Follow along as coach Steve Marchi rolls out a series of blogs to help you improve soft skills and how to think about the game away from the X’s and O’s.
What comes to mind when you think of the word GRIT?
And sorry Philly fans, we aren’t talking about Gritty today – although he’s taken the league by storm since his rookie year.
For me, a great player example that comes to mind is Jaromir Jagr (one of the NHL 100 greatest players of all-time). At 48 years old, the guy is still putting up points while in his 33rd season of pro hockey. Yes, you read that correctly.
After 33 years of professional hockey, Jags is still punishing his body both mentally and physically to go out and play the game he absolutely loves.
Jagr is known for his relentless workout routine (check out this video). Ever since he was 7 years old, he starting doing 1,000 squats a day. He also is a fan of late-night practices while wearing a weighted vest and ankle weights to improve his strength and work on puck protection.
He is the epitome of Grit – combining his passion for hockey and perseverance to get better every day.
What is GRIT?
Grit has turned Jagr into one of the best hockey players of all time – but how did he get there?
Angela Duckworth, a psychologist, professor, and researcher at the University of Pennsylvania brings a fresh look to the idea of Grit. Her book Grit: The Power of Passion and Perseverance is a great read for coaches, parents, and players to understand Grit, and how to develop it from the inside out.
Her passion in life is researching Who is Successful and Why are they Successful. Is it Talent or is it Effort?
Here is a great video review of the book and her research:
The GRIT Equation
Let’s look at how to take your skills and turn them into achievement.
Duckworth and her team have been researching the idea of Grit and came up with the following Grit Equation:
If there is something you are passionate about and you have a bit of talent, you need to put in Effort to develop the Skill.
But then you need to put more Effort into working on your Skill if you want to reach an Achievement.
Talent x Effort will give you Skill. But Skill x Effort will result in Achieving your Goals.
Put simply – EFFORT COUNTS TWICE!
How do you work on GRIT?
Grit is the sustained application of effort towards a long-term goal. You need to have both Passion and Perseverance in order to achieve your goal.
- Develop Your Passion – You have to truly love the game of hockey if you want to work on your Grit and achieve your long-term goals.
- Daily Improvement – Finding a way to improve every day is key to success. The first step is showing up, the next step is improving. Find a way to persevere on the days when you don’t feel like it. Set daily goals that align to your long-term goals, and remember there are no days off!

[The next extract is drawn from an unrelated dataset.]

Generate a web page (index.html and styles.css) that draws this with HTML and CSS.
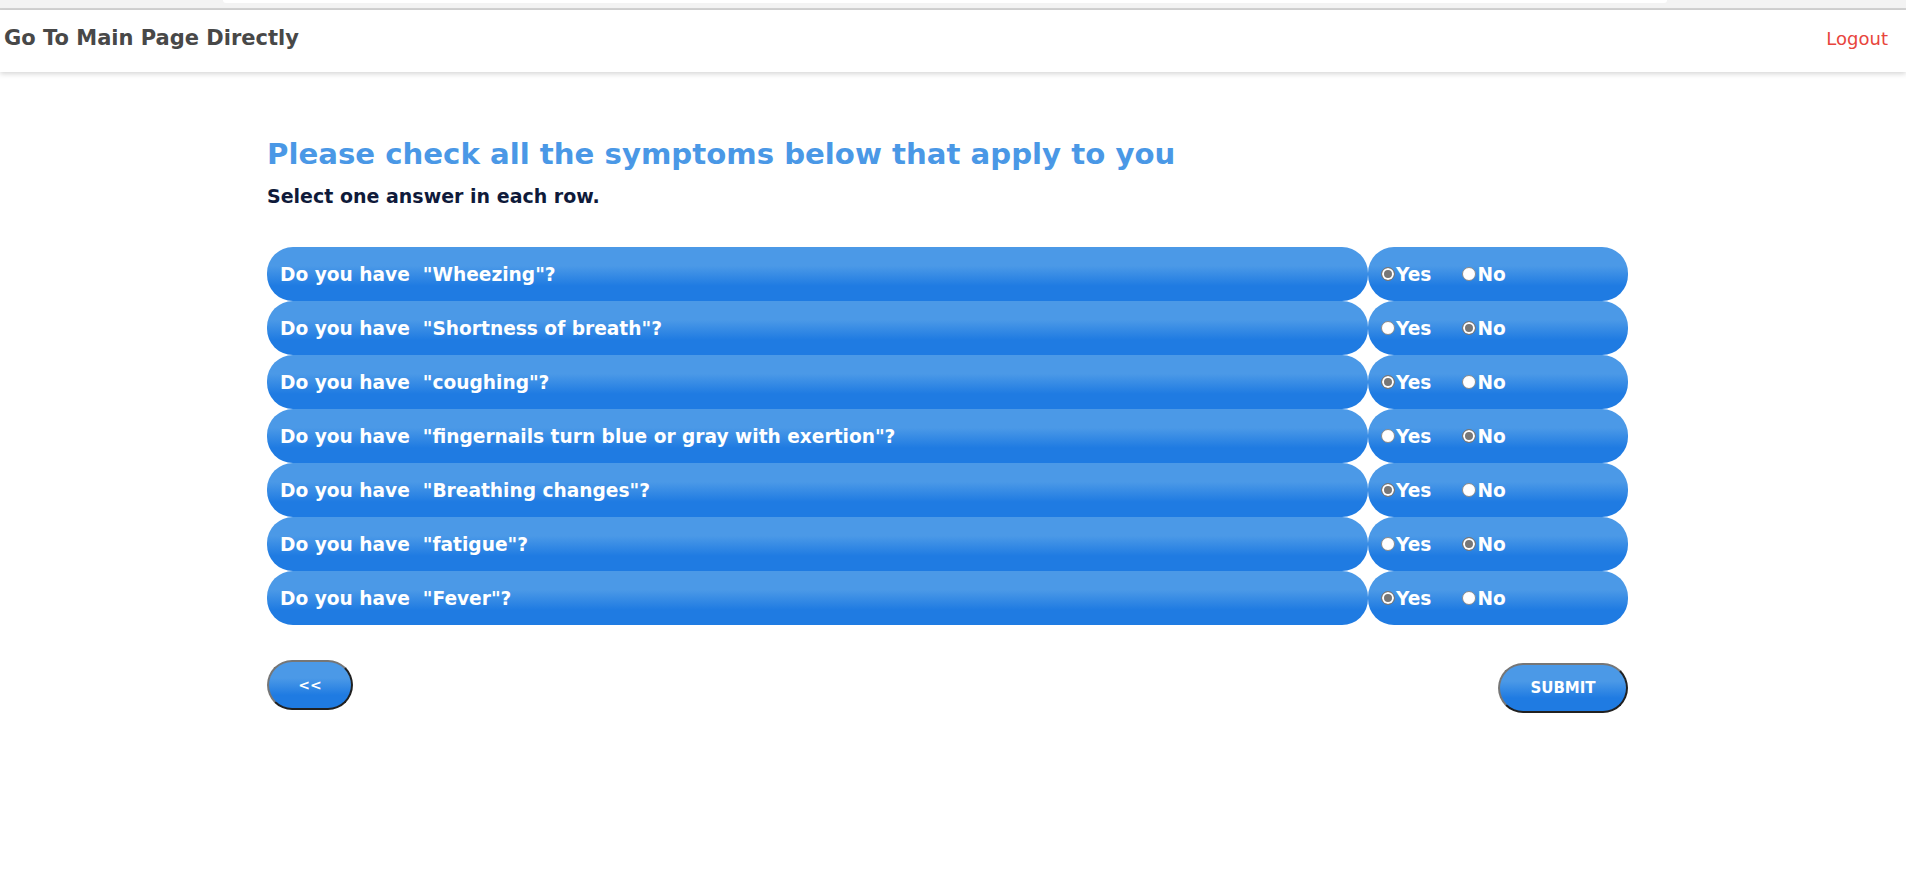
FILE: index.html
```html
<!DOCTYPE html>
<html lang="en">
<head>
<meta charset="utf-8">
<title>Symptoms</title>
<link rel="stylesheet" href="styles.css">
</head>
<body>
<div class="chrome"><div class="chrome-bar"></div></div>
<nav class="navbar">
  <a class="brand" href="#">Go To Main Page Directly</a>
  <a class="logout" href="#">Logout</a>
</nav>
<main class="main">
  <h1 class="title">Please check all the symptoms below that apply to you</h1>
  <p class="subtitle">Select one answer in each row.</p>
  <div class="rows">
    <div class="row"><div class="q">Do you have&nbsp;&nbsp;"Wheezing"?</div><div class="a"><label><input type="radio" name="r1" checked>Yes</label><label><input type="radio" name="r1">No</label></div></div>
    <div class="row"><div class="q">Do you have&nbsp;&nbsp;"Shortness of breath"?</div><div class="a"><label><input type="radio" name="r2">Yes</label><label><input type="radio" name="r2" checked>No</label></div></div>
    <div class="row"><div class="q">Do you have&nbsp;&nbsp;"coughing"?</div><div class="a"><label><input type="radio" name="r3" checked>Yes</label><label><input type="radio" name="r3">No</label></div></div>
    <div class="row"><div class="q">Do you have&nbsp;&nbsp;"fingernails turn blue or gray with exertion"?</div><div class="a"><label><input type="radio" name="r4">Yes</label><label><input type="radio" name="r4" checked>No</label></div></div>
    <div class="row"><div class="q">Do you have&nbsp;&nbsp;"Breathing changes"?</div><div class="a"><label><input type="radio" name="r5" checked>Yes</label><label><input type="radio" name="r5">No</label></div></div>
    <div class="row"><div class="q">Do you have&nbsp;&nbsp;"fatigue"?</div><div class="a"><label><input type="radio" name="r6">Yes</label><label><input type="radio" name="r6" checked>No</label></div></div>
    <div class="row"><div class="q">Do you have&nbsp;&nbsp;"Fever"?</div><div class="a"><label><input type="radio" name="r7" checked>Yes</label><label><input type="radio" name="r7">No</label></div></div>
  </div>
  <div class="actions">
    <button class="btn btn-back" type="button">&lt;&lt;</button>
    <button class="btn btn-submit" type="button">SUBMIT</button>
  </div>
</main>
</body>
</html>
```
FILE: styles.css
```css
html, body {
  margin: 0;
  padding: 0;
  background: #fff;
  font-family: "DejaVu Sans", "Liberation Sans", sans-serif;
}
.chrome {
  height: 8px;
  background: #f3f3f3;
  border-bottom: 2px solid #d3d3d3;
  padding-left: 223px;
  padding-right: 239px;
}
.chrome-bar {
  height: 3px;
  background: #fff;
  border-radius: 0 0 6px 6px;
}
.navbar {
  height: 62px;
  display: flex;
  align-items: center;
  justify-content: space-between;
  padding: 0 18px 0 4px;
  background: #fff;
  box-shadow: 0 2px 5px rgba(0, 0, 0, 0.16);
}
.brand {
  color: #484848;
  font-size: 21px;
  font-weight: 700;
  text-decoration: none;
  margin-top: -7px;
}
.logout {
  color: #e8453c;
  font-size: 18px;
  font-weight: 400;
  text-decoration: none;
  margin-top: -5px;
}
.main {
  width: 1361px;
  margin-left: 267px;
  padding-top: 62px;
}
.title {
  margin: 0;
  font-size: 29.2px;
  font-weight: 700;
  color: #4a98e6;
  line-height: 40px;
}
.subtitle {
  margin: 9px 0 0;
  font-size: 19px;
  font-weight: 700;
  color: #0f1a3a;
  line-height: 26px;
}
.rows {
  margin-top: 38px;
  display: flex;
  flex-direction: column;
}
.row {
  display: grid;
  grid-template-columns: 1101px 260px;
  height: 54px;
}
.q, .a {
  background: linear-gradient(to bottom, #4b99e7 0%, #4b99e7 35%, #1f7be2 72%, #1f7be2 100%);
  border-radius: 26px;
  color: #fff;
  font-weight: 700;
  font-size: 18.6px;
  display: flex;
  align-items: center;
}
.q {
  padding-left: 13px;
}
.a {
  padding-left: 13px;
  gap: 31px;
}
.a label {
  display: flex;
  align-items: center;
}
.a input {
  appearance: none;
  -webkit-appearance: none;
  width: 14px;
  height: 14px;
  margin: 0 1px 0 0;
  border-radius: 50%;
  border: 1px solid #8a8a8a;
  background: #fff;
}
.a input:checked {
  background: #777;
  box-shadow: inset 0 0 0 2px #fff;
  border-color: #777;
}
.actions {
  display: flex;
  justify-content: space-between;
  align-items: flex-start;
  margin-top: 35px;
}
.btn {
  background: linear-gradient(to bottom, #4b99e7 0%, #4b99e7 35%, #1f7be2 72%, #1f7be2 100%);
  color: #fff;
  font-family: "DejaVu Sans", "Liberation Sans", sans-serif;
  font-weight: 700;
  border: 2px outset #767676;
  border-radius: 25px;
  height: 50px;
}
.btn-back {
  width: 86px;
  font-size: 14px;
}
.btn-submit {
  width: 130px;
  font-size: 15px;
  margin-top: 3px;
}
```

- Find a Greater Purpose – Are you just another player on your team, or are you doing what you can to improve the community around you? It took me a long time to find my purpose with Hockey – and that’s to help improve players and coaches and give back to a game that has given me so much. Having a greater purpose helps me be a better coach, mentor, and leader. What is your purpose?
- Develop a Growth Mindset – Understanding that you control your own potential will help you improve your Grit and achieve your goals. More on Growth Mindset for Hockey Players in another one of our blogs here:
Let’s look at Jagr’s GRIT
As a young kid he fell in love with hockey. It became his passion and he set a long-term goal to play at the highest level he can, and for as long as he can. He took his Talent and put in daily Effort with his squat routine and both on and off-ice work to develop his Skills. He continues to this day putting in Effort to work on his Skills so he can achieve his goals.
His Grit Factor is strong. No wonder why he is still in love with the game and still playing at the highest level he can.